According to the government, there were thirteen attacks on public and private infrastructure and twelve attacks on police facilities in those ten days.
Two policemen were killed and eleven others were kidnapped and later released.
On Wednesday, after the situation had calmed down and the military was in charge of security, prosecutor César Suárez was assassinated in Guayaquil.

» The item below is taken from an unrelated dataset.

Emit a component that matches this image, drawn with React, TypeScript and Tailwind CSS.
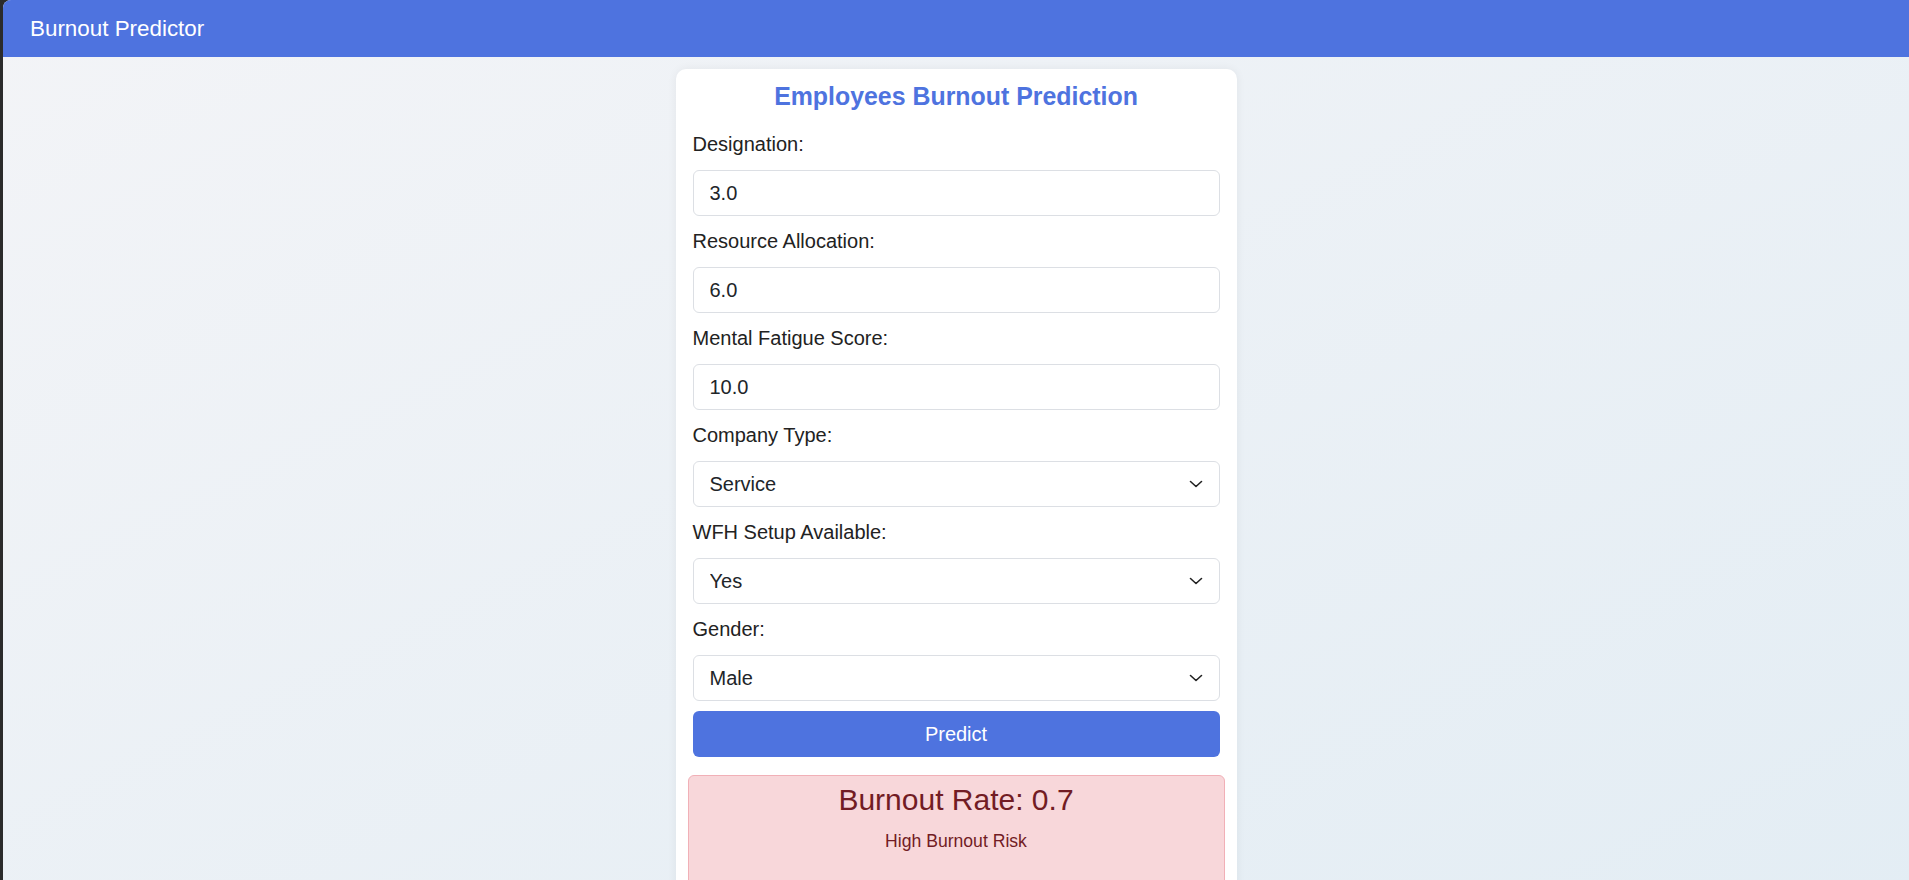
import { useState } from "react";

type Field = {
  label: string;
  name: string;
  kind: "input" | "select";
  value: string;
  options?: string[];
};

const fields: Field[] = [
  { label: "Designation:", name: "designation", kind: "input", value: "3.0" },
  { label: "Resource Allocation:", name: "resource", kind: "input", value: "6.0" },
  { label: "Mental Fatigue Score:", name: "fatigue", kind: "input", value: "10.0" },
  { label: "Company Type:", name: "company", kind: "select", value: "Service", options: ["Service", "Product"] },
  { label: "WFH Setup Available:", name: "wfh", kind: "select", value: "Yes", options: ["Yes", "No"] },
  { label: "Gender:", name: "gender", kind: "select", value: "Male", options: ["Male", "Female"] },
];

function Chevron() {
  return (
    <svg
      width="14"
      height="8"
      viewBox="0 0 14 8"
      fill="none"
      stroke="#222"
      strokeWidth="1.6"
      strokeLinecap="round"
      strokeLinejoin="round"
      className="pointer-events-none absolute right-[17px] top-1/2 -translate-y-1/2"
    >
      <path d="M1.5 1.5 L7 6.5 L12.5 1.5" />
    </svg>
  );
}

export default function App() {
  const [values, setValues] = useState<Record<string, string>>(
    Object.fromEntries(fields.map((f) => [f.name, f.value]))
  );

  const inputCls =
    "w-full h-[46px] px-[16px] rounded-[6px] border border-[#dcdfe4] bg-white text-[20px] text-[#212529] outline-none";

  return (
    <div className="flex min-h-screen bg-[#2b2b2b] font-['Liberation_Sans',Arial,sans-serif]">
      <div className="ml-[3px] flex-1 overflow-hidden rounded-tl-[8px] bg-linear-to-br from-[#f3f4f7] to-[#e3edf4]">
        <header className="flex h-[57px] items-center bg-[#4e73df] px-[27px]">
          <span className="text-[22.4px] text-white">Burnout Predictor</span>
        </header>

        <main className="flex justify-center pt-[12px]">
          <div className="w-[561px] rounded-[10px] bg-white px-[17px] pt-[13px] pb-[30px] shadow-[0_0_10px_rgba(0,0,0,0.06)]">
            <h2 className="mb-[22px] text-center text-[24.9px] font-bold leading-[29px] text-[#4e73df]">
              Employees Burnout Prediction
            </h2>

            {fields.map((f, i) => (
              <div key={f.name}>
                <label
                  className={
                    (i === 0 ? "mt-0" : "mt-[14px]") +
                    " mb-[14px] block text-[20px] leading-[23px] text-[#222]"
                  }
                >
                  {f.label}
                </label>
                {f.kind === "input" ? (
                  <input
                    className={inputCls}
                    value={values[f.name]}
                    onChange={(e) => setValues({ ...values, [f.name]: e.target.value })}
                  />
                ) : (
                  <div className="relative">
                    <select
                      className={inputCls + " appearance-none"}
                      value={values[f.name]}
                      onChange={(e) => setValues({ ...values, [f.name]: e.target.value })}
                    >
                      {f.options?.map((o) => (
                        <option key={o}>{o}</option>
                      ))}
                    </select>
                    <Chevron />
                  </div>
                )}
              </div>
            ))}

            <button className="mt-[10px] h-[46px] w-full rounded-[6px] bg-[#4e73df] text-[20px] text-white">
              Predict
            </button>

            <div className="mx-[-5px] mt-[18px] rounded-[6px] border border-[#f1b0b7] bg-[#f8d7da] px-4 pt-[7px] pb-[40px] text-center text-[#721c24]">
              <div className="text-[30px] leading-[34px]">Burnout Rate: 0.7</div>
              <p className="mt-[14px] text-[17.6px] leading-[20px]">High Burnout Risk</p>
            </div>
          </div>
        </main>
      </div>
    </div>
  );
}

He was in charge of investigating the armed raid on the TC television station on Jan. 9, which resulted in the arrest of 11 adults ad two minors who allegedly belong to the Los Tiguerones criminal gang.
The courts have ordered the preventive detention of two people allegedly involved in the murder of prosecutor Suárez.
The mayhem began as Ecuador’s President Daniel Noboa prepared to implement an “Iron Fist” plan to regain control of the country’s penal system, where more than 450 prisoners have been killed since 2020 in a series of prison massacres between rival groups who run the prisons.
After the escape of Fito on Jan. 7, whose real name is José Adolfo Macías, leader of “Los Choneros,” prison riots in at least seven prisons took 200 prison guards hostage for nearly a week, and about 90 prisoners escaped, including another ringleader, Fabricio Colón Pico of “Los Lobos,” and violence spilled into the streets with the kidnapping and murder of police officers, explosions, and burned vehicles.
In recent years, gang and drug-related violence in Ecuador has grown exponentially, reaching about 45 intentional homicides per 100,000 people in 2023, and even a presidential candidate, Fernando Villavicencio, was assassinated in August 2023 during the elections that brought Noboa to power.